◆ SUPPLIED MATERIAL:
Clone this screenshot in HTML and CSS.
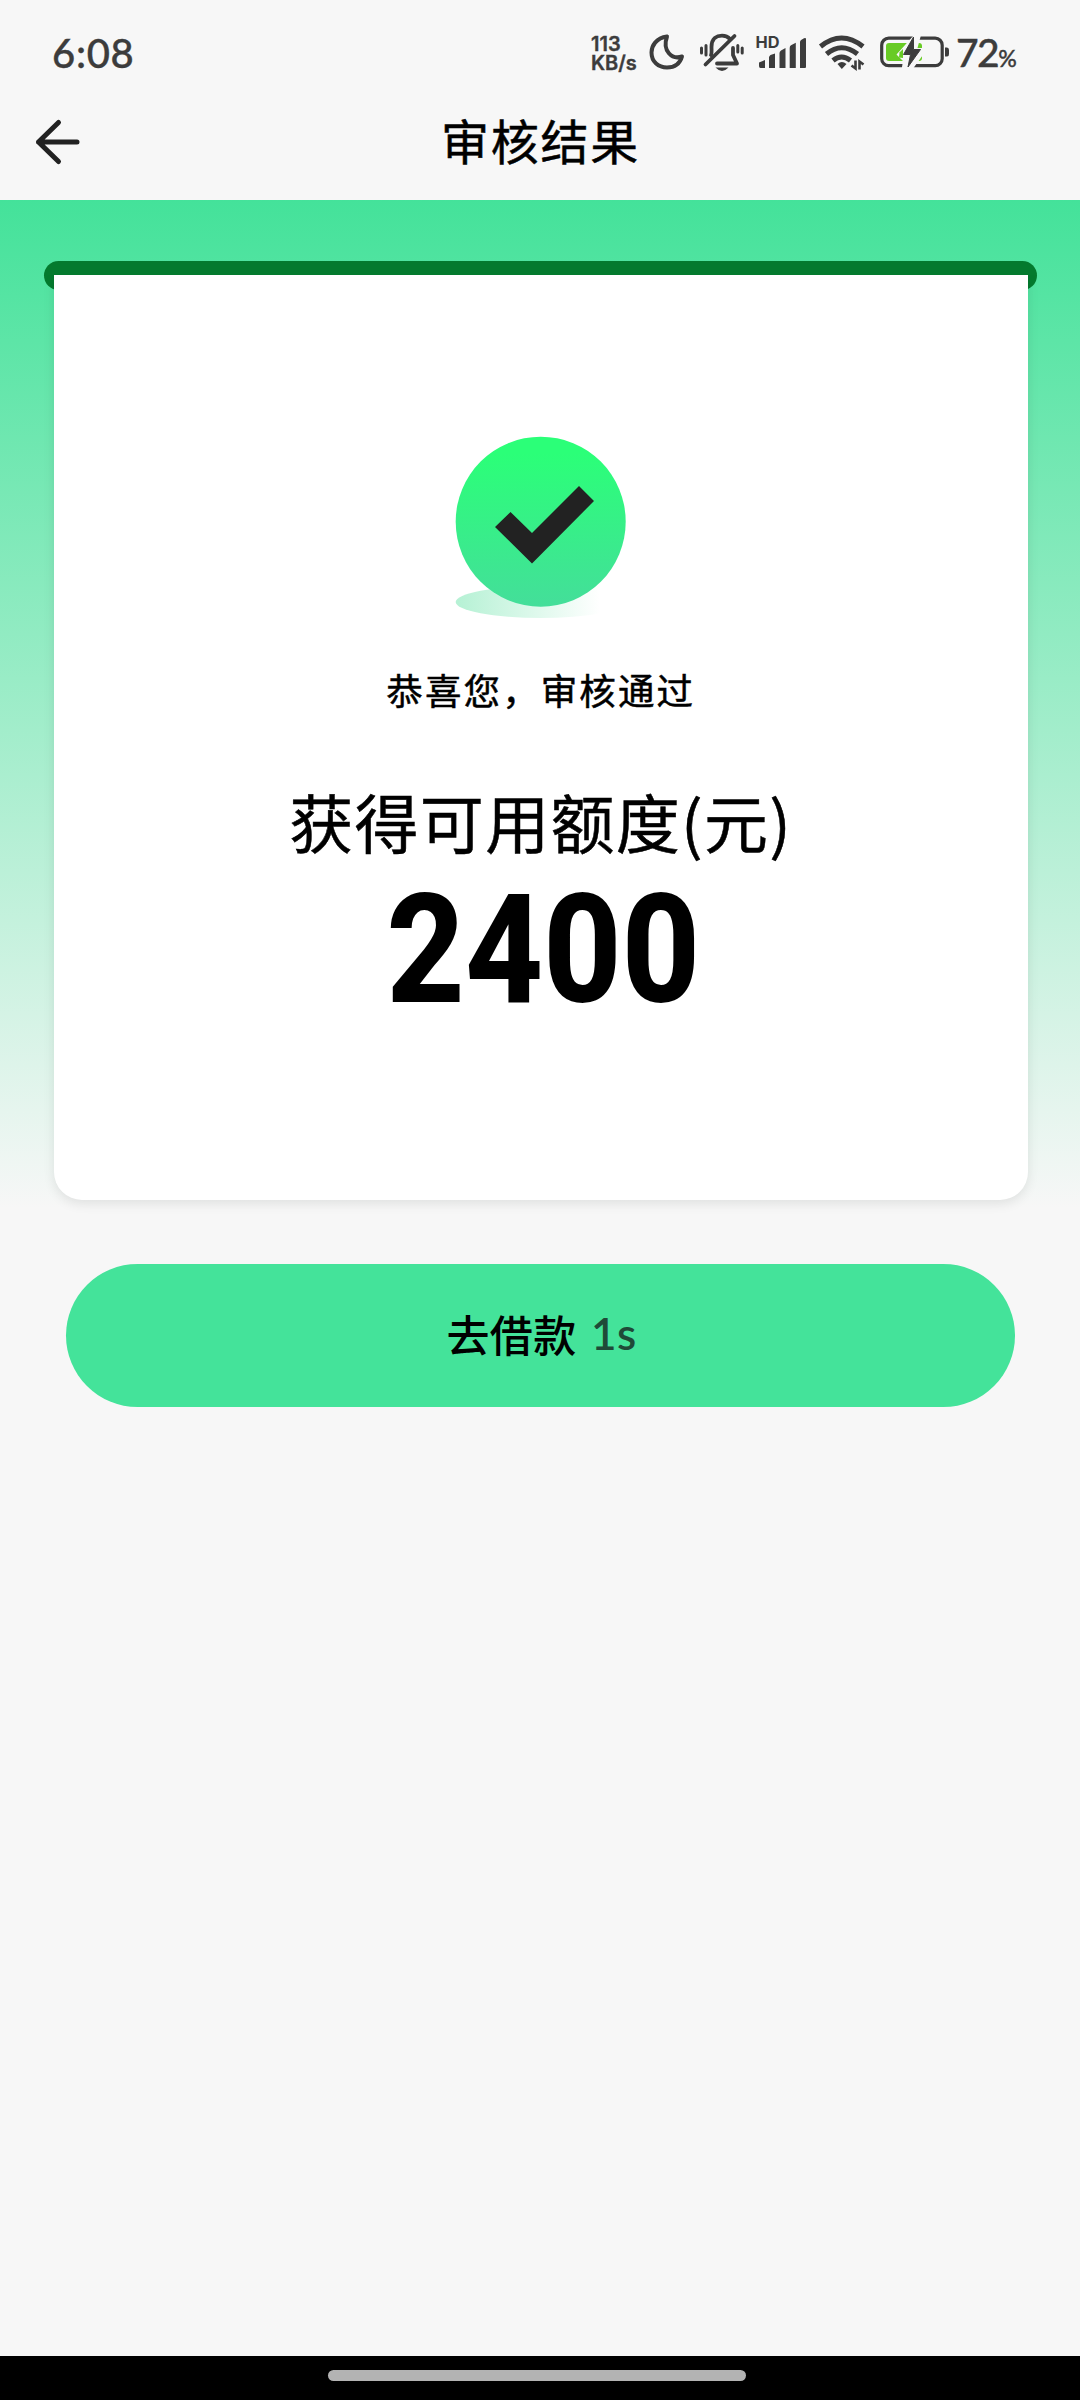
FILE: index.html
```html
<!DOCTYPE html>
<html lang="zh-CN">
<head>
<meta charset="utf-8">
<title>审核结果</title>
<link rel="stylesheet" href="styles.css">
</head>
<body>
<div class="screen">
  <div class="status">
    <div class="clock">6:08</div>
    <div class="indicators">
      <div class="rate"><span>113</span><span>KB/s</span></div>
      <svg class="moon" viewBox="645 28 50 48" width="50" height="48"><path d="M667 36.500C656 38 651.500 46 651.500 52.500C651.500 62 658.500 67.500 667 67.500C674.500 67.500 680 63.500 682 56.500C672 60 662 51 667 36.500Z" fill="none" stroke="#3c3c3c" stroke-width="4" stroke-linejoin="round"/></svg>
      <svg class="bell" viewBox="695 28 55 48" width="55" height="48"><g fill="none" stroke="#3c3c3c" stroke-width="3.800" stroke-linecap="round"><path d="M711 55C712 53 711.500 51 711.500 47C711.500 38 717 35.700 722 35.700C725 35.700 728 36.700 730 39"/><path d="M705.500 64.500L734.500 36"/><path d="M717 63.500H737L733 55V48" stroke-linejoin="round"/><path d="M706 45.500V55M701.500 48V53M737.800 45.500V52M742.200 48V53" stroke-width="3"/></g><path d="M715.500 67.500H728.500Q722 74.500 715.500 67.500Z" fill="#3c3c3c"/></svg>
      <svg class="signal" viewBox="750 28 62 48" width="62" height="48"><g fill="#3c3c3c"><text class="hd" x="755.500" y="48" textLength="24" lengthAdjust="spacingAndGlyphs">HD</text><path d="M759 62.500L765 60V68H760.500Q759 68 759 66ZM769 57.500Q769 56 770.500 55L775 53.500V68H769ZM779.500 53Q779.500 51.500 781 50.500L785.500 48V68H779.500ZM789.700 48Q789.700 46 791 45.300L795.800 42.800V68H789.700ZM800 42Q800 40.500 801.500 39.700L804 38.300Q806 37.500 806 39V67Q806 68 805 68H800Z"/></g></svg>
      <svg class="wifi" viewBox="812 28 58 48" width="58" height="48"><g fill="none" stroke="#3c3c3c" stroke-width="5"><path d="M820.500 46.500Q841.500 29.500 863 46.500"/><path d="M826.500 54Q841.500 41.500 857.500 54"/><path d="M833 60.500Q841.500 53.500 850.500 60.500"/></g><path d="M837.500 64Q841.800 60 846.500 64L841.800 69Z" fill="#3c3c3c"/><path d="M855.500 60.500V68.500L851.500 65.500M859.500 69.500V61.500L863.500 64.500" fill="none" stroke="#3c3c3c" stroke-width="2.600"/></svg>
      <svg class="battery" viewBox="870 28 84 48" width="84" height="48"><rect x="881.700" y="38.200" width="60.500" height="27.500" rx="7" fill="none" stroke="#3c3c3c" stroke-width="3.200"/><rect x="886" y="43" width="36" height="18" rx="3" fill="#68cb25"/><path d="M914 35L896.500 54.500L903 61L901.500 70H912L928 48H917.500L921 35Z" fill="#f7f7f7"/><path d="M913.500 37L903.500 54.500H910.500L908 67L920.500 49.500H913.500Z" fill="#3c3c3c" stroke="#3c3c3c"/><path d="M899.500 52.500L903 49V58L899 57.500Z" fill="#68cb25"/><path d="M945 47.500H947Q949 47.500 949 50V54Q949 56.500 947 56.500H945Z" fill="#3c3c3c"/></svg>
      <div class="percent">72<small>%</small></div>
    </div>
  </div>
  <header class="nav">
    <svg class="back" viewBox="0 0 50 50" width="50" height="50"><path d="M28.500 5.500L8.500 25L28.500 44.500M8.500 25H47" fill="none" stroke="#222" stroke-width="5" stroke-linecap="round" stroke-linejoin="round"/></svg>
    <h1>审核结果</h1>
  </header>
  <main class="result">
    <div class="slot">
      <section class="card">
        <svg class="badge" viewBox="455 436 172 184" width="172" height="184">
          <defs>
            <linearGradient id="disc" x1="0" y1="0" x2="0" y2="1"><stop offset=".1" stop-color="#2bff78"/><stop offset="1" stop-color="#44de9a"/></linearGradient>
            <linearGradient id="shade"><stop offset="0" stop-color="#b5f1d4"/><stop offset=".85" stop-color="#fff"/></linearGradient>
          </defs>
          <ellipse cx="540.700" cy="602" rx="85" ry="16" fill="url(#shade)"/>
          <circle cx="540.700" cy="521.700" r="85" fill="url(#disc)"/>
          <path d="M495 527L510.500 512L532 533L579 486L594 501L532 563.500Z" fill="#222"/>
        </svg>
        <p class="congrats">恭喜您，审核通过</p>
        <h2>获得可用额度(元)</h2>
        <div class="amount">2400</div>
      </section>
    </div>
  </main>
  <button class="borrow">去借款<span>1s</span></button>
  <footer class="homebar"><i></i></footer>
</div>
</body>
</html>
```
FILE: styles.css
```css
* { box-sizing: border-box; }
body { margin: 0; background: #f7f7f7; color: #000; font-family: "Noto Sans CJK SC", sans-serif; }
h1, h2, p { margin: 0; font-weight: 400; white-space: nowrap; -webkit-text-stroke: .5px #000; }
svg { display: block; flex: none; }

.screen { width: 1080px; height: 2400px; display: flex; flex-direction: column; }

.status { height: 104px; flex: none; display: flex; justify-content: space-between; padding: 28px 62px 0 52px; font-family: Lato, sans-serif; font-weight: 500; color: #3c3c3c; -webkit-text-stroke: .4px #3c3c3c; }
.clock { font-size: 40px; line-height: 50px; letter-spacing: .7px; }
.indicators { display: flex; }
.rate { width: 54px; display: flex; flex-direction: column; gap: 1px; padding-top: 7px; font: 600 20px/18px Inter, sans-serif; }
.hd { font: 700 16px Inter, sans-serif; }
.percent { width: 64px; padding-left: 2px; font-size: 39px; line-height: 49px; white-space: nowrap; letter-spacing: -1.5px; }
.percent small { font-size: 23px; }

.nav { height: 96px; flex: none; display: grid; grid-template-columns: 50px 1fr 50px; align-items: start; padding: 0 29px 0 30px; }
.back { margin-top: 13px; }
h1 { font-size: 48px; line-height: 70px; text-align: center; letter-spacing: 1.800px; }

.result { height: 1008px; flex: none; padding: 61px 43px 0 44px; background: linear-gradient(#44e29a, #f7f7f7); }
.slot { height: 29px; border-radius: 15px; background: #047a2e; padding: 14px 9.500px 0 10px; }
.card { height: 925px; background: #fff; border-radius: 0 0 28px 28px; box-shadow: 0 4px 12px rgba(0, 0, 0, .09); display: flex; flex-direction: column; align-items: center; padding-top: 161px; clip-path: inset(0 -20px -20px -20px); }
.congrats { margin-top: 40px; font-size: 36.500px; line-height: 60px; letter-spacing: 2.100px; }
h2 { margin-top: 55px; font-size: 64px; line-height: 90px; letter-spacing: 1.300px; }
.amount { margin: 15px 0 0 6px; font: 800 152px/140px Roboto, sans-serif; transform: scaleX(.894); }

.borrow { width: 949px; height: 143px; flex: none; margin: 56px auto 0 66px; border: 0; border-radius: 72px; background: #44e39a; color: #000; display: flex; align-items: center; justify-content: center; gap: 14px; padding: 0 5px 5px 7px; font: 500 43px/60px "Noto Sans CJK SC", sans-serif; letter-spacing: .5px; }
.borrow span { font: 600 44px/60px Lato, sans-serif; color: #1f4a38; }

.homebar { height: 44px; flex: none; margin-top: auto; background: #000; display: flex; justify-content: center; padding: 14px 6px 0 0; }
.homebar i { width: 418px; height: 11px; border-radius: 6px; background: #b3b3b3; }
```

◆ YOUR INSTRUCTIONS:
The data above needs to be retyped exactly, with the images left out.

◆ COMPLETE OUTPUT:
Clone this screenshot in HTML and CSS.
FILE: index.html
```html
<!DOCTYPE html>
<html lang="zh-CN">
<head>
<meta charset="utf-8">
<title>审核结果</title>
<link rel="stylesheet" href="styles.css">
</head>
<body>
<div class="screen">
  <div class="status">
    <div class="clock">6:08</div>
    <div class="indicators">
      <div class="rate"><span>113</span><span>KB/s</span></div>
      <svg class="moon" viewBox="645 28 50 48" width="50" height="48"><path d="M667 36.500C656 38 651.500 46 651.500 52.500C651.500 62 658.500 67.500 667 67.500C674.500 67.500 680 63.500 682 56.500C672 60 662 51 667 36.500Z" fill="none" stroke="#3c3c3c" stroke-width="4" stroke-linejoin="round"/></svg>
      <svg class="bell" viewBox="695 28 55 48" width="55" height="48"><g fill="none" stroke="#3c3c3c" stroke-width="3.800" stroke-linecap="round"><path d="M711 55C712 53 711.500 51 711.500 47C711.500 38 717 35.700 722 35.700C725 35.700 728 36.700 730 39"/><path d="M705.500 64.500L734.500 36"/><path d="M717 63.500H737L733 55V48" stroke-linejoin="round"/><path d="M706 45.500V55M701.500 48V53M737.800 45.500V52M742.200 48V53" stroke-width="3"/></g><path d="M715.500 67.500H728.500Q722 74.500 715.500 67.500Z" fill="#3c3c3c"/></svg>
      <svg class="signal" viewBox="750 28 62 48" width="62" height="48"><g fill="#3c3c3c"><text class="hd" x="755.500" y="48" textLength="24" lengthAdjust="spacingAndGlyphs">HD</text><path d="M759 62.500L765 60V68H760.500Q759 68 759 66ZM769 57.500Q769 56 770.500 55L775 53.500V68H769ZM779.500 53Q779.500 51.500 781 50.500L785.500 48V68H779.500ZM789.700 48Q789.700 46 791 45.300L795.800 42.800V68H789.700ZM800 42Q800 40.500 801.500 39.700L804 38.300Q806 37.500 806 39V67Q806 68 805 68H800Z"/></g></svg>
      <svg class="wifi" viewBox="812 28 58 48" width="58" height="48"><g fill="none" stroke="#3c3c3c" stroke-width="5"><path d="M820.500 46.500Q841.500 29.500 863 46.500"/><path d="M826.500 54Q841.500 41.500 857.500 54"/><path d="M833 60.500Q841.500 53.500 850.500 60.500"/></g><path d="M837.500 64Q841.800 60 846.500 64L841.800 69Z" fill="#3c3c3c"/><path d="M855.500 60.500V68.500L851.500 65.500M859.500 69.500V61.500L863.500 64.500" fill="none" stroke="#3c3c3c" stroke-width="2.600"/></svg>
      <svg class="battery" viewBox="870 28 84 48" width="84" height="48"><rect x="881.700" y="38.200" width="60.500" height="27.500" rx="7" fill="none" stroke="#3c3c3c" stroke-width="3.200"/><rect x="886" y="43" width="36" height="18" rx="3" fill="#68cb25"/><path d="M914 35L896.500 54.500L903 61L901.500 70H912L928 48H917.500L921 35Z" fill="#f7f7f7"/><path d="M913.500 37L903.500 54.500H910.500L908 67L920.500 49.500H913.500Z" fill="#3c3c3c" stroke="#3c3c3c"/><path d="M899.500 52.500L903 49V58L899 57.500Z" fill="#68cb25"/><path d="M945 47.500H947Q949 47.500 949 50V54Q949 56.500 947 56.500H945Z" fill="#3c3c3c"/></svg>
      <div class="percent">72<small>%</small></div>
    </div>
  </div>
  <header class="nav">
    <svg class="back" viewBox="0 0 50 50" width="50" height="50"><path d="M28.500 5.500L8.500 25L28.500 44.500M8.500 25H47" fill="none" stroke="#222" stroke-width="5" stroke-linecap="round" stroke-linejoin="round"/></svg>
    <h1>审核结果</h1>
  </header>
  <main class="result">
    <div class="slot">
      <section class="card">
        <svg class="badge" viewBox="455 436 172 184" width="172" height="184">
          <defs>
            <linearGradient id="disc" x1="0" y1="0" x2="0" y2="1"><stop offset=".1" stop-color="#2bff78"/><stop offset="1" stop-color="#44de9a"/></linearGradient>
            <linearGradient id="shade"><stop offset="0" stop-color="#b5f1d4"/><stop offset=".85" stop-color="#fff"/></linearGradient>
          </defs>
          <ellipse cx="540.700" cy="602" rx="85" ry="16" fill="url(#shade)"/>
          <circle cx="540.700" cy="521.700" r="85" fill="url(#disc)"/>
          <path d="M495 527L510.500 512L532 533L579 486L594 501L532 563.500Z" fill="#222"/>
        </svg>
        <p class="congrats">恭喜您，审核通过</p>
        <h2>获得可用额度(元)</h2>
        <div class="amount">2400</div>
      </section>
    </div>
  </main>
  <button class="borrow">去借款<span>1s</span></button>
  <footer class="homebar"><i></i></footer>
</div>
</body>
</html>
```
FILE: styles.css
```css
* { box-sizing: border-box; }
body { margin: 0; background: #f7f7f7; color: #000; font-family: "Noto Sans CJK SC", sans-serif; }
h1, h2, p { margin: 0; font-weight: 400; white-space: nowrap; -webkit-text-stroke: .5px #000; }
svg { display: block; flex: none; }

.screen { width: 1080px; height: 2400px; display: flex; flex-direction: column; }

.status { height: 104px; flex: none; display: flex; justify-content: space-between; padding: 28px 62px 0 52px; font-family: Lato, sans-serif; font-weight: 500; color: #3c3c3c; -webkit-text-stroke: .4px #3c3c3c; }
.clock { font-size: 40px; line-height: 50px; letter-spacing: .7px; }
.indicators { display: flex; }
.rate { width: 54px; display: flex; flex-direction: column; gap: 1px; padding-top: 7px; font: 600 20px/18px Inter, sans-serif; }
.hd { font: 700 16px Inter, sans-serif; }
.percent { width: 64px; padding-left: 2px; font-size: 39px; line-height: 49px; white-space: nowrap; letter-spacing: -1.5px; }
.percent small { font-size: 23px; }

.nav { height: 96px; flex: none; display: grid; grid-template-columns: 50px 1fr 50px; align-items: start; padding: 0 29px 0 30px; }
.back { margin-top: 13px; }
h1 { font-size: 48px; line-height: 70px; text-align: center; letter-spacing: 1.800px; }

.result { height: 1008px; flex: none; padding: 61px 43px 0 44px; background: linear-gradient(#44e29a, #f7f7f7); }
.slot { height: 29px; border-radius: 15px; background: #047a2e; padding: 14px 9.500px 0 10px; }
.card { height: 925px; background: #fff; border-radius: 0 0 28px 28px; box-shadow: 0 4px 12px rgba(0, 0, 0, .09); display: flex; flex-direction: column; align-items: center; padding-top: 161px; clip-path: inset(0 -20px -20px -20px); }
.congrats { margin-top: 40px; font-size: 36.500px; line-height: 60px; letter-spacing: 2.100px; }
h2 { margin-top: 55px; font-size: 64px; line-height: 90px; letter-spacing: 1.300px; }
.amount { margin: 15px 0 0 6px; font: 800 152px/140px Roboto, sans-serif; transform: scaleX(.894); }

.borrow { width: 949px; height: 143px; flex: none; margin: 56px auto 0 66px; border: 0; border-radius: 72px; background: #44e39a; color: #000; display: flex; align-items: center; justify-content: center; gap: 14px; padding: 0 5px 5px 7px; font: 500 43px/60px "Noto Sans CJK SC", sans-serif; letter-spacing: .5px; }
.borrow span { font: 600 44px/60px Lato, sans-serif; color: #1f4a38; }

.homebar { height: 44px; flex: none; margin-top: auto; background: #000; display: flex; justify-content: center; padding: 14px 6px 0 0; }
.homebar i { width: 418px; height: 11px; border-radius: 6px; background: #b3b3b3; }
```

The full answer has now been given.